In lieu of an abstract, here is a brief excerpt of the content:

  • Getting Personal and Getting Personnel: U.S. Capitalism as a System of Emotional Reproduction
  • Joel Pfister (bio)
Cold Intimacies: The Making of Emotional Capitalism. By Eva Illouz. Malden, Mass.: Polity Press, 2007. 134 pages. $59.95 (cloth). $19.95 (paper).
Doing Nothing: A History of Loafers, Loungers, Slackers, and Bums in America. By Tom Lutz. New York: Farrar, Straus and Giroux, 2006. 363 pages. $25.00 (cloth). $14.00 (paper).
Self-Help, Inc.: Makeover Culture in American Life. By Micki McGee. New York: Oxford University Press, 2005. 288 pages. $45.00 (cloth). $30.00 (paper).

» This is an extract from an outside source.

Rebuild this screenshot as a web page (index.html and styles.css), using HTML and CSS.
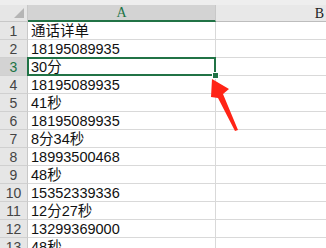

The usual definitions of capitalism note that the word surfaced in the early nineteenth century to label a historically specific economic system (then shifting from mercantile to industrial capitalism); identify capital as its mode of production; acknowledge that capitalism generates contradictions, depressions, unequal distributions of wealth, and uprisings; and sometimes conceptualize it as a cultural as well as economic system.1 It is less common for definers of capitalism to approach it as a system of what Karl Marx termed “spiritual production” or emotional reproduction.2 Arthur W. Calhoun’s daring three-volume Social History of the American Family from Colonial Times to the Present (1917–1919), influenced by socialist critiques, drew important connections between capitalism and the shaping of emotional life.3 In 1960 Philippe Ariès called for a “history of feelings” and argued that an “emotional revolution” had emerged that was symbiotic with the industrial revolution.4 And in 1976 Eli Zaretsky contended that one characteristic of capitalist expansion was an “expansion of inner and personal life.”5 Then in 1987 Colin Campbell, concentrating on Britain and to a lesser extent the United States, ranged from Puritanism to the present to assert that romanticism in various guises “played a critical role in facilitating the Industrial Revolution and therefore the character of the modern economy.”6 [End Page 1135]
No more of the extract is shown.